══ Material provided
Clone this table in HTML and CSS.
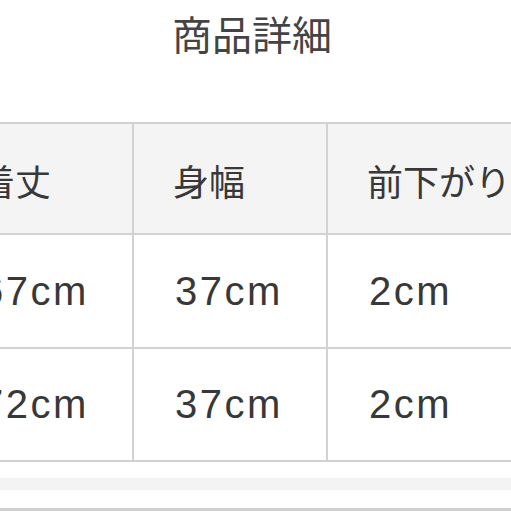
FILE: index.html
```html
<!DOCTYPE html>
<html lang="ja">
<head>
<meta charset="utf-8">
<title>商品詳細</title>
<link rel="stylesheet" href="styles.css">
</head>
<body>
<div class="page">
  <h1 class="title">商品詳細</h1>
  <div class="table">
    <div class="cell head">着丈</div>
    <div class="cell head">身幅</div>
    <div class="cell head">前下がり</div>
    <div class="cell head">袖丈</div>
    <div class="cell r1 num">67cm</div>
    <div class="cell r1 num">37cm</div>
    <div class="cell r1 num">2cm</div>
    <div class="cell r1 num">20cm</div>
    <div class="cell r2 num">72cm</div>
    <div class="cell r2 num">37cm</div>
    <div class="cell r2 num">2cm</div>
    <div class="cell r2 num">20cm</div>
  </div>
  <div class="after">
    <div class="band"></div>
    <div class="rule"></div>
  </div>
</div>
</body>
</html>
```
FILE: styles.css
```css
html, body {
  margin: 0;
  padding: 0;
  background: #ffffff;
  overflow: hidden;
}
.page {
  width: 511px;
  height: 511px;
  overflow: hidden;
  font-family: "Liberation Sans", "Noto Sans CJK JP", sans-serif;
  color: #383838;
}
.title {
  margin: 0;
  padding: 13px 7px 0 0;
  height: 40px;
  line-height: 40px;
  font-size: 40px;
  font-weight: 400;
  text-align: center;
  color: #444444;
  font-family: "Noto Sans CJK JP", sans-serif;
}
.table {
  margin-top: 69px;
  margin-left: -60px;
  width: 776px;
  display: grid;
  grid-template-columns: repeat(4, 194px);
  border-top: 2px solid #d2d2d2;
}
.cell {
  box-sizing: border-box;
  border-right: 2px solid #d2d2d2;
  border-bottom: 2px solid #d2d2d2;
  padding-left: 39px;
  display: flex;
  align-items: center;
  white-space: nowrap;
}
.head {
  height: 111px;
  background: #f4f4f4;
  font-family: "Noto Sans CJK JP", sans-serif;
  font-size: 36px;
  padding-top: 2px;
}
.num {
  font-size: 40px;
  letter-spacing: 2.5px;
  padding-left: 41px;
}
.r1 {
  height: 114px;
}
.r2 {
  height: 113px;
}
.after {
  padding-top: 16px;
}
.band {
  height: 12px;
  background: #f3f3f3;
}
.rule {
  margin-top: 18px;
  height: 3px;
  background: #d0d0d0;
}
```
════
(Challenge):
Write out the full set of lines verbatim, without the pictures.

(The answer):
Clone this table in HTML and CSS.
FILE: index.html
```html
<!DOCTYPE html>
<html lang="ja">
<head>
<meta charset="utf-8">
<title>商品詳細</title>
<link rel="stylesheet" href="styles.css">
</head>
<body>
<div class="page">
  <h1 class="title">商品詳細</h1>
  <div class="table">
    <div class="cell head">着丈</div>
    <div class="cell head">身幅</div>
    <div class="cell head">前下がり</div>
    <div class="cell head">袖丈</div>
    <div class="cell r1 num">67cm</div>
    <div class="cell r1 num">37cm</div>
    <div class="cell r1 num">2cm</div>
    <div class="cell r1 num">20cm</div>
    <div class="cell r2 num">72cm</div>
    <div class="cell r2 num">37cm</div>
    <div class="cell r2 num">2cm</div>
    <div class="cell r2 num">20cm</div>
  </div>
  <div class="after">
    <div class="band"></div>
    <div class="rule"></div>
  </div>
</div>
</body>
</html>
```
FILE: styles.css
```css
html, body {
  margin: 0;
  padding: 0;
  background: #ffffff;
  overflow: hidden;
}
.page {
  width: 511px;
  height: 511px;
  overflow: hidden;
  font-family: "Liberation Sans", "Noto Sans CJK JP", sans-serif;
  color: #383838;
}
.title {
  margin: 0;
  padding: 13px 7px 0 0;
  height: 40px;
  line-height: 40px;
  font-size: 40px;
  font-weight: 400;
  text-align: center;
  color: #444444;
  font-family: "Noto Sans CJK JP", sans-serif;
}
.table {
  margin-top: 69px;
  margin-left: -60px;
  width: 776px;
  display: grid;
  grid-template-columns: repeat(4, 194px);
  border-top: 2px solid #d2d2d2;
}
.cell {
  box-sizing: border-box;
  border-right: 2px solid #d2d2d2;
  border-bottom: 2px solid #d2d2d2;
  padding-left: 39px;
  display: flex;
  align-items: center;
  white-space: nowrap;
}
.head {
  height: 111px;
  background: #f4f4f4;
  font-family: "Noto Sans CJK JP", sans-serif;
  font-size: 36px;
  padding-top: 2px;
}
.num {
  font-size: 40px;
  letter-spacing: 2.5px;
  padding-left: 41px;
}
.r1 {
  height: 114px;
}
.r2 {
  height: 113px;
}
.after {
  padding-top: 16px;
}
.band {
  height: 12px;
  background: #f3f3f3;
}
.rule {
  margin-top: 18px;
  height: 3px;
  background: #d0d0d0;
}
```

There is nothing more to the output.